Sunday, 22 August 2010

A tale of two cities

The new Government of an ancient nation decided to trust its citizens and let them decide how they wanted things organised. The bureaucrats were put out to grass and each Provincial administration encouraged to stop wasting money, to stop creating pointless structures and systems and instead to put control of public services and resources with the people who matter; the citizens themselves.

In the far east of that nation sits two halves of a once even older kingdom. Today it comprises two provinces, one the North Folk and the other the South Folk. The local politicians and officers in both administrations listened intently to what the new Government was suggesting. Both decided they knew the answer and both hurried to their capital cities to plan their exciting new future.

The North Folk had already created a wholly owned trading company. Someone suggested that if public services were transferred to this convenient organisation costs could be saved, public needs met and the whole thing done without the need for too much consultation or debate. The officers were after all the professionals here and providing the elected members saw change and cost saving, all would be well.

The South Folk had a very different idea. They decided to take the Government at its word and pass ownership of all public services back to local community groups. They reckoned this would save money and enable communities to mix and match services to get the best possible use out of every resource. So the library in a small town could become the hub for training courses, community group meetings and even host service providers looking for a base in that town. Flexibility, local accountability and innovation, supported by a core team of professionals was the answer they thought.

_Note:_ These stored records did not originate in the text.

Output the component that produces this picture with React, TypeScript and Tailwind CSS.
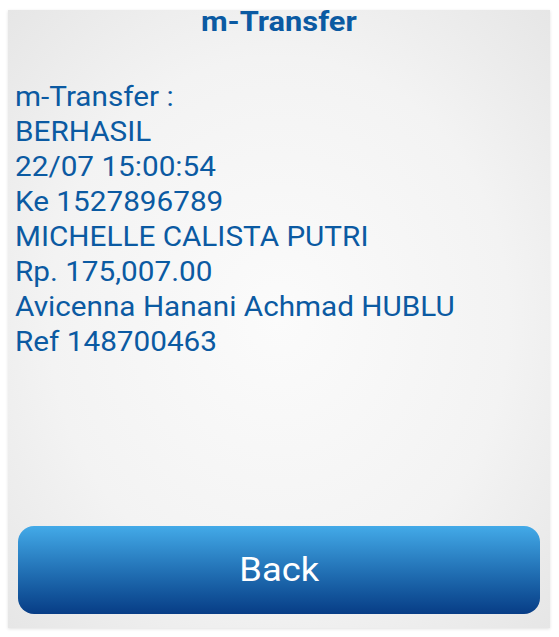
const lines = [
  "m-Transfer :",
  "BERHASIL",
  "22/07 15:00:54",
  "Ke 1527896789",
  "MICHELLE CALISTA PUTRI",
  "Rp. 175,007.00",
  "Avicenna Hanani Achmad HUBLU",
  "Ref 148700463",
];

export default function App() {
  return (
    <div className="w-[559px] h-[637px] bg-white pt-[10px] pl-[8px] font-['Roboto',sans-serif]">
      <div className="w-[542px] h-[618px] flex flex-col bg-[radial-gradient(ellipse_at_center,_#fbfbfb_0%,_#f3f3f3_60%,_#e6e6e6_100%)] shadow-[0_1px_3px_rgba(0,0,0,0.12)]">
        <h1 className="text-center text-[28px] leading-[24px] font-bold text-[#0b5aa2]">
          <span className="inline-block scale-x-[1.1]">m-Transfer</span>
        </h1>
        <div className="self-start ml-[7px] mt-[46px] flex flex-col text-[27px] leading-[35px] text-[#0b5aa2] origin-left scale-x-[1.1]">
          {lines.map((l, i) => (
            <div key={i}>{l}</div>
          ))}
        </div>
        <div className="mt-auto px-[10px] pb-[14px]">
          <button className="w-full h-[88px] rounded-[16px] bg-gradient-to-b from-[#43aae8] to-[#083d86] text-white">
            <span className="inline-block text-[33px] scale-x-[1.1]">Back</span>
          </button>
        </div>
      </div>
    </div>
  );
}
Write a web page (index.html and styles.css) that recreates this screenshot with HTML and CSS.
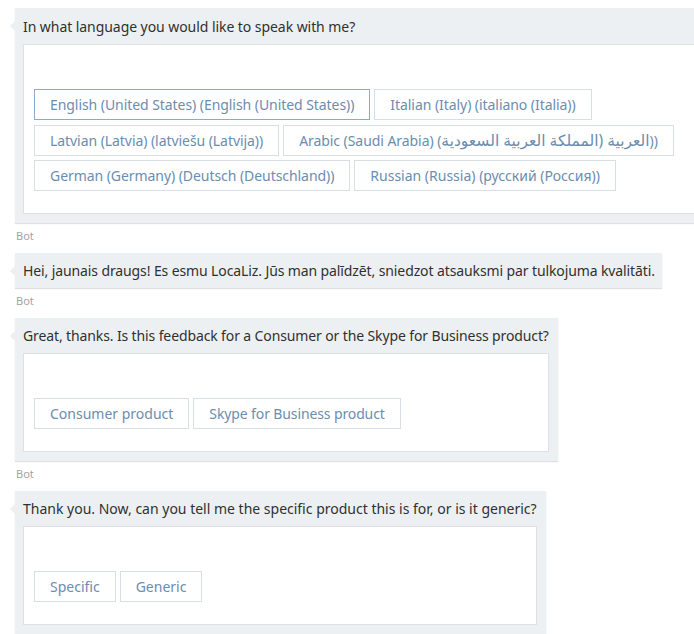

And so it came to pass that the North Folk saw little real change, although to be fair their administration did make the money go further and that everyone agreed was good.

The South Folk saw tremendous change. A host of exciting new partnerships and initiatives emerged as each community blended services and resources to meet their own local needs. The elected members and officers of the provincial authority ensured fair play, kept things compliant with the remaining sensible national legislation and everyone become very, very happy. Here, people felt they belonged, had a say and were part of something good. When they visited the North Folk they saw how little had really changed and marvelled at the progress they had made. Big Society had arrived in both provinces, but only in the South had it become real.